> [WHAT IS BEING ASKED]
Leave out any picture and return the remaining listing below exactly as given.

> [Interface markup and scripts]
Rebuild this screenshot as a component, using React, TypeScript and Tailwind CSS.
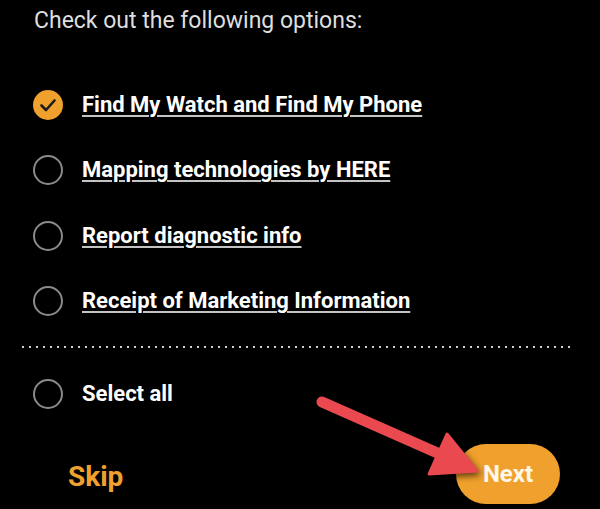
import { Fragment } from 'react'

const options = [
    { label: 'Find My Watch and Find My Phone', checked: true },
    { label: 'Mapping technologies by HERE', checked: false },
    { label: 'Report diagnostic info', checked: false },
    { label: 'Receipt of Marketing Information', checked: false },
]

function CheckedDot() {
    return (
        <svg width="30" height="30" viewBox="0 0 30 30" className="shrink-0">
            <circle cx="15" cy="15" r="15" fill="#f0a02c" />
            <path d="M8.5 15.5 L13 20 L21.5 10.5" fill="none" stroke="#1c1c1c" strokeWidth="2.6" strokeLinecap="round" strokeLinejoin="round" />
        </svg>
    )
}

function EmptyDot() {
    return <div className="w-[30px] h-[30px] rounded-full border-2 border-[#8a8a8a] shrink-0" />
}

export default function App() {
    return (
        <div className="relative w-[600px] h-[509px] bg-black overflow-hidden font-['Roboto',sans-serif]">
            <p className="pt-[7px] pl-[34px] text-[23px] leading-[28px] text-[#dedede]">
                Check out the following options:
            </p>

            <div className="mt-[37px]">
                {options.map((opt) => (
                    <div key={opt.label} className="h-[65.5px] pl-[33px] flex items-center gap-[19px]">
                        {opt.checked ? <CheckedDot /> : <EmptyDot />}
                        <span className="text-[22px] leading-[30px] font-bold text-white underline decoration-2 decoration-[#c4c4c4] underline-offset-[3px]">
                            {opt.label}
                        </span>
                    </div>
                ))}
            </div>

            {/* dotted divider */}
            <div className="mt-[12px] ml-[22px] w-[548px] h-[2px] flex justify-between">
                {Array.from({ length: 79 }).map((_, i) => (
                    <Fragment key={i}>
                        <div className="w-[2px] h-[2px] bg-[#d0d0d0]" />
                    </Fragment>
                ))}
            </div>

            <div className="mt-[13px] h-[65px] pl-[33px] flex items-center gap-[19px]">
                <EmptyDot />
                <span className="text-[22px] leading-[30px] font-bold text-white">Select all</span>
            </div>

            <div className="mt-[18px] h-[60px] flex items-center justify-between pl-[68px] pr-[40px]">
                <button className="pt-[5px] text-[28px] leading-[32px] font-bold text-[#f0a02c]">Skip</button>
                <button className="w-[104px] h-[60px] rounded-full bg-[#f0a02c] text-[24px] font-bold text-[#fff7e8] flex items-center justify-center">
                    Next
                </button>
            </div>

            {/* red pointer arrow */}
            <svg className="absolute inset-0 pointer-events-none drop-shadow-[2px_3px_3px_rgba(0,0,0,0.6)]" width="600" height="509" viewBox="0 0 600 509">
                <line x1="322" y1="402" x2="442" y2="455" stroke="#ea4a4f" strokeWidth="11" strokeLinecap="round" />
                <polygon points="477,471 429,474 447,434" fill="#ea4a4f" stroke="#ea4a4f" strokeWidth="3" strokeLinejoin="round" />
            </svg>
        </div>
    )
}
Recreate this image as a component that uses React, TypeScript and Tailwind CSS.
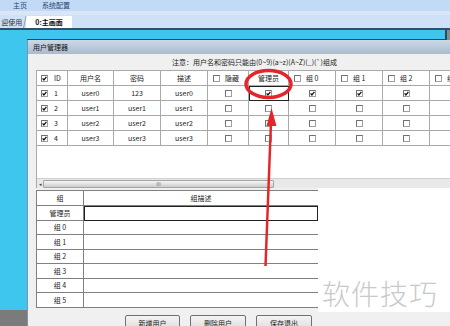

> [FINAL RESULT]
Rebuild this screenshot as a component, using React, TypeScript and Tailwind CSS.
import { Fragment } from 'react'

const options = [
    { label: 'Find My Watch and Find My Phone', checked: true },
    { label: 'Mapping technologies by HERE', checked: false },
    { label: 'Report diagnostic info', checked: false },
    { label: 'Receipt of Marketing Information', checked: false },
]

function CheckedDot() {
    return (
        <svg width="30" height="30" viewBox="0 0 30 30" className="shrink-0">
            <circle cx="15" cy="15" r="15" fill="#f0a02c" />
            <path d="M8.5 15.5 L13 20 L21.5 10.5" fill="none" stroke="#1c1c1c" strokeWidth="2.6" strokeLinecap="round" strokeLinejoin="round" />
        </svg>
    )
}

function EmptyDot() {
    return <div className="w-[30px] h-[30px] rounded-full border-2 border-[#8a8a8a] shrink-0" />
}

export default function App() {
    return (
        <div className="relative w-[600px] h-[509px] bg-black overflow-hidden font-['Roboto',sans-serif]">
            <p className="pt-[7px] pl-[34px] text-[23px] leading-[28px] text-[#dedede]">
                Check out the following options:
            </p>

            <div className="mt-[37px]">
                {options.map((opt) => (
                    <div key={opt.label} className="h-[65.5px] pl-[33px] flex items-center gap-[19px]">
                        {opt.checked ? <CheckedDot /> : <EmptyDot />}
                        <span className="text-[22px] leading-[30px] font-bold text-white underline decoration-2 decoration-[#c4c4c4] underline-offset-[3px]">
                            {opt.label}
                        </span>
                    </div>
                ))}
            </div>

            {/* dotted divider */}
            <div className="mt-[12px] ml-[22px] w-[548px] h-[2px] flex justify-between">
                {Array.from({ length: 79 }).map((_, i) => (
                    <Fragment key={i}>
                        <div className="w-[2px] h-[2px] bg-[#d0d0d0]" />
                    </Fragment>
                ))}
            </div>

            <div className="mt-[13px] h-[65px] pl-[33px] flex items-center gap-[19px]">
                <EmptyDot />
                <span className="text-[22px] leading-[30px] font-bold text-white">Select all</span>
            </div>

            <div className="mt-[18px] h-[60px] flex items-center justify-between pl-[68px] pr-[40px]">
                <button className="pt-[5px] text-[28px] leading-[32px] font-bold text-[#f0a02c]">Skip</button>
                <button className="w-[104px] h-[60px] rounded-full bg-[#f0a02c] text-[24px] font-bold text-[#fff7e8] flex items-center justify-center">
                    Next
                </button>
            </div>

            {/* red pointer arrow */}
            <svg className="absolute inset-0 pointer-events-none drop-shadow-[2px_3px_3px_rgba(0,0,0,0.6)]" width="600" height="509" viewBox="0 0 600 509">
                <line x1="322" y1="402" x2="442" y2="455" stroke="#ea4a4f" strokeWidth="11" strokeLinecap="round" />
                <polygon points="477,471 429,474 447,434" fill="#ea4a4f" stroke="#ea4a4f" strokeWidth="3" strokeLinejoin="round" />
            </svg>
        </div>
    )
}
Recreate this image as a component that uses React, TypeScript and Tailwind CSS.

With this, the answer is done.